Possible error solutions:

1. Make sure the previous step was executed correctly
2. Check your environment variables again with es.listEnvironment(). HADOOP_HOME, SPARK_HOME and PATH have to be set correctly corresponding the instructions in README.MD. In most cases the error message will give you information on what went wrong.
3. Read the error message. If you don't get a clear error message look at Jupyter console (View > Tool windows > Python Packages). The console will give information about the startup proces of the Spark-server
4. In Windows, make sure your HADOOP_HOME has winutils.exe in the bin directory. If not see README.MD for clear instructions

In [4]:
spark = builder.getOrCreate()
spark.getActiveSession()

### Step 5  : Reading source into Spark DataFrame

Possible error solutions:
1. Make sure the file is present in the project at [file_location]

In [5]:
# File location and type
file_location = "./FileStore/tables/shakespeare.txt"
file_type = "text"

# The applied options are for CSV files. For other file types, these will be ignored.
df = spark.read.format(file_type)  \
  .load(file_location)
df.show()
df.describe()

+--------------------+
|               value|
+--------------------+
|This is the 100th...|
|is presented in c...|
|Library of the Fu...|
|often releases Et...|
|                    |
|         Shakespeare|
|                    |
|*This Etext has c...|
|                    |
|<<THIS ELECTRONIC...|
|SHAKESPEARE IS CO...|
|PROVIDED BY PROJE...|
|WITH PERMISSION. ...|
|DISTRIBUTED SO LO...|
|PERSONAL USE ONLY...|
|COMMERCIALLY.  PR...|
|SERVICE THAT CHAR...|
|                    |
|*Project Gutenber...|
|in the presentati...|
+--------------------+
only showing top 20 rows



DataFrame[summary: string, value: string]

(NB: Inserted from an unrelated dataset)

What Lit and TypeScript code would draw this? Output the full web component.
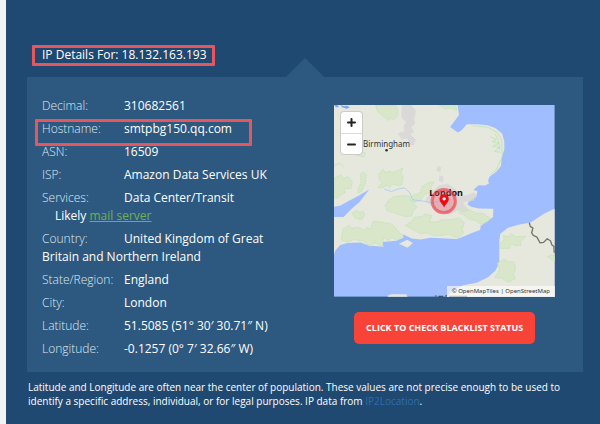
import { LitElement, html, css, svg, nothing } from "lit";
import { customElement } from "lit/decorators.js";

interface Detail {
  label: string;
  value: string;
  note?: boolean;
  marked?: boolean;
}

const details: Detail[] = [
  { label: "Decimal:", value: "310682561" },
  { label: "Hostname:", value: "smtpbg150.qq.com", marked: true },
  { label: "ASN:", value: "16509" },
  { label: "ISP:", value: "Amazon Data Services UK" },
  { label: "Services:", value: "Data Center/Transit", note: true },
  { label: "Country:", value: "United Kingdom of Great Britain and Northern Ireland" },
  { label: "State/Region:", value: "England" },
  { label: "City:", value: "London" },
  { label: "Latitude:", value: "51.5085 (51° 30′ 30.71″ N)" },
  { label: "Longitude:", value: "-0.1257 (0° 7′ 32.66″ W)" },
];

const woods = [
  "M137 15 L141 32 L155 45 L165 52 L176 62 L184 54 L190 60 L203 48 L204 32 L198 15Z",
  "M328 15 L345 27 L362 24 L381 31 L378 15Z",
  "M147 222 L160 208 L166 219 L181 213 L187 219 L219 205 L212 222 L220 229 L216 253 L204 257 L190 252 L180 263 L172 256 L157 264 L145 263 L156 248 L147 238Z",
  "M92 222 L101 217 L109 224 L107 246 L96 273 L85 280 L84 266 L93 250Z",
  "M12 236 L33 224 L40 236 L54 230 L67 246 L63 265 L43 267 L46 279 L33 285 L22 293 L12 297Z",
  "M166 317 L174 303 L192 290 L225 287 L252 294 L261 303 L247 310 L263 322 L250 333 L246 349 L225 350 L195 340 L172 333Z",
  "M240 300 L248 287 L270 280 L278 259 L302 246 L313 247 L303 263 L307 273 L284 285 L272 301 L257 307Z",
  "M226 377 L246 366 L253 353 L278 350 L284 342 L306 348 L298 366 L320 367 L336 360 L364 359 L389 355 L404 370 L397 390 L402 399 L385 414 L355 404 L317 409 L291 400 L271 402 L251 390Z",
  "M383 325 L398 336 L418 330 L444 342 L456 339 L481 355 L474 365 L454 374 L438 362 L417 358 L403 345 L390 341Z",
  "M35 408 L39 388 L58 377 L64 386 L84 382 L101 391 L112 383 L121 389 L131 364 L154 367 L183 372 L197 383 L207 397 L220 409 L204 421 L183 413 L176 423 L161 412 L157 441 L133 428 L125 440 L116 437 L100 424 L72 419 L54 427 L35 421Z",
  "M66 341 L80 331 L90 338 L99 334 L104 345 L95 359 L77 356Z",
  "M512 430 L523 421 L521 407 L535 412 L546 402 L558 411 L589 410 L572 425 L574 437 L556 438 L545 432 L539 446 L513 446Z",
  "M503 491 L523 478 L538 487 L553 486 L558 510 L551 523 L557 537 L536 547 L515 536 L495 533 L510 512Z",
  "M653 471 L664 466 L675 468 L675 483 L664 478Z",
];

const urban = [
  "M216 15 L244 15 L259 32 L253 55 L256 72 L244 81 L252 96 L241 104 L258 119 L252 137 L240 135 L232 116 L216 119 L203 101 L224 94 L221 77 L229 67 L214 52Z",
  "M324 198 L334 202 L332 217 L320 213Z M329 226 L342 231 L339 248 L327 243Z",
  "M285 304 L302 279 L328 256 L354 252 L378 268 L389 291 L415 285 L432 278 L442 287 L431 303 L401 307 L405 316 L421 334 L404 344 L390 329 L360 344 L319 336 L301 314Z",
];

const map = svg`
  <rect x="12" y="15" width="663" height="576" fill="#9fbdff"/>
  <g fill="#e6e8de">
    <path d="M12 15 H383 L388 45 L361 81 L384 98 L395 92 L411 73 L441 73 L474 76 L498 85 L517 101 L524 124 L524 149 L516 173 L514 198 L500 216 L480 230 L475 242 L478 250 L467 257 L447 256 L431 270 L443 274 L440 289 L417 306 L413 314 L424 321 L448 326 L491 327 L490 352 L453 379 L451 391 L430 398 L407 408 L382 418 L302 414 L272 419 L246 416 L220 404 L220 414 L200 423 L157 427 L161 441 L115 437 L92 428 L52 430 L31 436 L16 452 L12 466 V352 L41 352 L66 326 L88 307 L118 269 L86 288 L60 301 L30 318 L12 321Z"/>
    <path d="M207 432 L232 420 L249 430 L233 444Z"/>
    <path d="M675 327 L643 342 L603 368 L566 375 L535 384 L512 402 L509 421 L509 489 L497 513 L475 533 L441 549 L400 557 L372 570 L350 591 H675Z"/>
    <path d="M173 588 L183 584 L229 584 L233 591 H174Z"/>
  </g>
  <g fill="#d7d5d6" opacity="0.75">${urban.map((d) => svg`<path d=${d}/>`)}</g>
  <g fill="#d9e6ca" stroke="#b9e3ad" stroke-width="2" stroke-dasharray="7 2">
    ${woods.map((d) => svg`<path d=${d}/>`)}
  </g>
  <g fill="none" stroke="#afe3a4" stroke-width="2">
    <path d="M430 77 L475 82 L503 98 L516 120 L518 170 L500 210 L483 223 M482 110 L500 119 L488 125 L508 130 L489 139 L510 143 L494 155 L513 157 M496 101 L505 119 L511 151 M12 197 L30 190 L42 203 M57 140 L66 155 L87 151 L107 160 L101 170 L78 165"/>
  </g>
  <path d="M163 268 L185 275 L206 267 L224 264 L239 278 L249 300 L281 304 L305 309 L330 304" fill="none" stroke="#b6cdf3" stroke-width="3"/>
  <path d="M31 15 L43 19 L51 17 L60 22 L50 26 L36 22Z M12 15 H21 L28 21 L18 22Z" fill="#82a0f5"/>
  <path d="M599 369 L602 380 L610 385 L606 399 L611 407 L622 412 L631 429 L642 428 L653 417 L663 424 L667 436 L673 440 L674 459" fill="none" stroke="#73746f" stroke-width="4" stroke-linejoin="round"/>
  <circle cx="170" cy="151" r="4" fill="#333"/>
  <path d="M318 587 V591 M326 590 H340 M349 586 V591 M358 590 H412" stroke="#333a55" stroke-width="3"/>
`;

const pin = svg`
  <circle cx="342" cy="304" r="35" fill="#f5505f" fill-opacity="0.3" stroke="#f03a44" stroke-opacity="0.62" stroke-width="9"/>
  <path d="M343 323 C339 314 329 308 329 297 A14 14 0 0 1 357 297 C357 308 347 314 343 323Z" fill="#f00a17"/>
  <circle cx="343" cy="297" r="5" fill="#fff"/>
`;

@customElement("location-map")
export class LocationMap extends LitElement {
  static styles = css`
    :host {
      display: block;
      position: relative;
      overflow: hidden;
      font-family: "Noto Sans", "Open Sans", sans-serif;
      color: #333;
    }
    svg {
      display: block;
      width: 100%;
    }
    .overlay {
      position: absolute;
      inset: 0;
    }
    .place {
      position: absolute;
      line-height: 12px;
    }
    .birmingham {
      left: 13%;
      top: 17%;
      font-size: 8px;
    }
    .london {
      left: 43%;
      top: 43%;
      color: #111;
      font-size: 9px;
      font-weight: 700;
    }
    .zoom {
      position: absolute;
      left: 7px;
      top: 7px;
      width: 21px;
      border-radius: 3px;
      background: #fff;
      box-shadow: 0 0 0 1px #0000001c;
    }
    .zoom button {
      display: grid;
      place-items: center;
      width: 100%;
      height: 21px;
      padding: 0;
      border: 0;
      background: none;
    }
    .zoom button + button {
      border-top: 1px solid #ddd;
    }
    .zoom svg {
      width: 9px;
      height: 9px;
    }
    .credit {
      position: absolute;
      right: 0;
      bottom: 0;
      padding: 0 5px;
      background: #ffffff9c;
      font-size: 6px;
      line-height: 11px;
      white-space: nowrap;
    }
    .credit a {
      color: inherit;
      text-decoration: none;
    }
  `;

  render() {
    return html`
      <svg viewBox="12 15 663 576" aria-hidden="true">${map}</svg>
      <span class="place birmingham">Birmingham</span>
      <span class="place london">London</span>
      <svg class="overlay" viewBox="12 15 663 576" aria-hidden="true">${pin}</svg>
      <div class="zoom">
        <button aria-label="Zoom in">
          <svg viewBox="0 0 9 9"><path d="M1 4.5H8M4.5 1V8" stroke="#222" stroke-width="2" stroke-linecap="round" /></svg>
        </button>
        <button aria-label="Zoom out">
          <svg viewBox="0 0 9 9"><path d="M1 4.5H8" stroke="#222" stroke-width="2" stroke-linecap="round" /></svg>
        </button>
      </div>
      <div class="credit"><a href="#">© OpenMapTiles</a> | <a href="#">OpenStreetMap</a></div>
    `;
  }
}

@customElement("app-root")
export class AppRoot extends LitElement {
  static styles = css`
    :host {
      display: block;
      box-sizing: border-box;
      min-height: 100vh;
      padding: 45px 17px 16px 21px;
      border-left: 6px solid #f0f2f5;
      background: #1f4971;
      color: #fff;
      font: 12px/18px "Open Sans", "Noto Sans", sans-serif;
    }
    h1 {
      position: relative;
      width: max-content;
      margin: 0 0 12px 15px;
      font-size: 12px;
      line-height: 20px;
      font-weight: 400;
    }
    .outline {
      position: absolute;
      border: 3px solid #e4575d;
      border-radius: 1px;
      pointer-events: none;
    }
    h1 .outline {
      inset: 0 -8px -1px -10px;
    }
    .panel {
      position: relative;
      display: grid;
      grid-template-columns: minmax(0, 1fr) 43%;
      column-gap: 40px;
      padding: 20px 28px 14px 15px;
      background: #2d5980;
    }
    .panel::before {
      content: "";
      position: absolute;
      left: 50%;
      bottom: 100%;
      margin-left: -19px;
      border: solid transparent;
      border-width: 0 19px 19px;
      border-bottom-color: #2d5980;
    }
    .list {
      display: grid;
      row-gap: 5px;
      margin: 0;
      padding: 0;
      list-style: none;
    }
    .list li {
      position: relative;
    }
    .label {
      display: inline-block;
      width: 82px;
      font-weight: 300;
      color: #dfe9f2;
    }
    .list .outline {
      inset: -1px 42px -8px -7px;
    }
    .note {
      padding-left: 13px;
    }
    .note a {
      color: #6fb14f;
    }
    .side {
      display: flex;
      flex-direction: column;
      align-items: center;
      gap: 15px;
      padding-top: 8px;
    }
    location-map {
      width: 100%;
    }
    .check {
      padding: 0 12px;
      border: 0;
      border-radius: 5px;
      background: #f84438;
      color: #fff;
      font: 700 9px/32px "Open Sans", sans-serif;
      white-space: nowrap;
    }
    .legal {
      margin: 8px 0 0 1px;
      font-size: 10px;
      line-height: 14px;
    }
    .legal a {
      color: #2f6cab;
      text-decoration: none;
    }
  `;

  render() {
    return html`
      <h1>IP Details For: 18.132.163.193<span class="outline"></span></h1>
      <section class="panel">
        <ul class="list">
          ${details.map(
            (d) => html`<li>
              <span class="label">${d.label}</span><span>${d.value}</span>
              ${d.note ? html`<div class="note">Likely <a href="#">mail server</a></div>` : nothing}
              ${d.marked ? html`<span class="outline"></span>` : nothing}
            </li>`
          )}
        </ul>
        <div class="side">
          <location-map></location-map>
          <button class="check">CLICK TO CHECK BLACKLIST STATUS</button>
        </div>
      </section>
      <p class="legal">
        Latitude and Longitude are often near the center of population. These values are not precise enough to be
        used to identify a specific address, individual, or for legal purposes. IP data from
        <a href="#">IP2Location</a>.
      </p>
    `;
  }
}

### Step 7  : Creating a view on the source and performing SQL on View
This step should not pose any problem if the previous steps where successful.


In [6]:
df.createOrReplaceTempView('lines')
words = spark.sql('select explode(split(value, " ")) from lines')
words.createOrReplaceTempView('words')
lowerwords = spark.sql('select lower(trim(col)) as word, count(*) as amount from words where lower(trim(col)) <> "" group by lower(trim(col)) order by amount desc limit 20')
lowerwords.show()


+----+------+
|word|amount|
+----+------+
| the| 27549|
| and| 26037|
|   i| 19540|
|  to| 18700|
|  of| 18010|
|   a| 14383|
|  my| 12455|
|  in| 10671|
| you| 10630|
|that| 10487|
|  is|  9145|
| for|  7982|
|with|  7931|
| not|  7643|
|your|  6871|
| his|  6749|
|  be|  6700|
| but|  5886|
|  he|  5884|
|  as|  5882|
+----+------+



### Step 8  : Saving the result as a Delta table
After running this step you should have a directory spark-warehouse/shakespeareWords in your project directory. This directory contains the Delta table. Right click the root directory and click "Reload all from disk" to see the directory.

Possible error solutions:
1. Make sure the previous step was executed correctly
2. Make sure delta-spark is installed correctly. If not, run the requirements.txt again.
3. Make sure your project is not in a user directory with spaces in the name.
4. Make sure you have the correct permissions to write to the project directory.

In [7]:
# With this registered as a temp view, it will only be available to this particular notebook. If you'd like other users to be able to query this table, you can also create a table from the DataFrame.
# Once saved, this table will persist across cluster restarts as well as allow various users across different notebooks to query this data.
# To do so, choose your table name and uncomment the bottom line.
lowerwords.describe()

permanent_table_name = "shakespeareWords"

lowerwords.write.format("delta").mode("overwrite").saveAsTable(permanent_table_name)

DataFrame[summary: string, word: string, amount: string]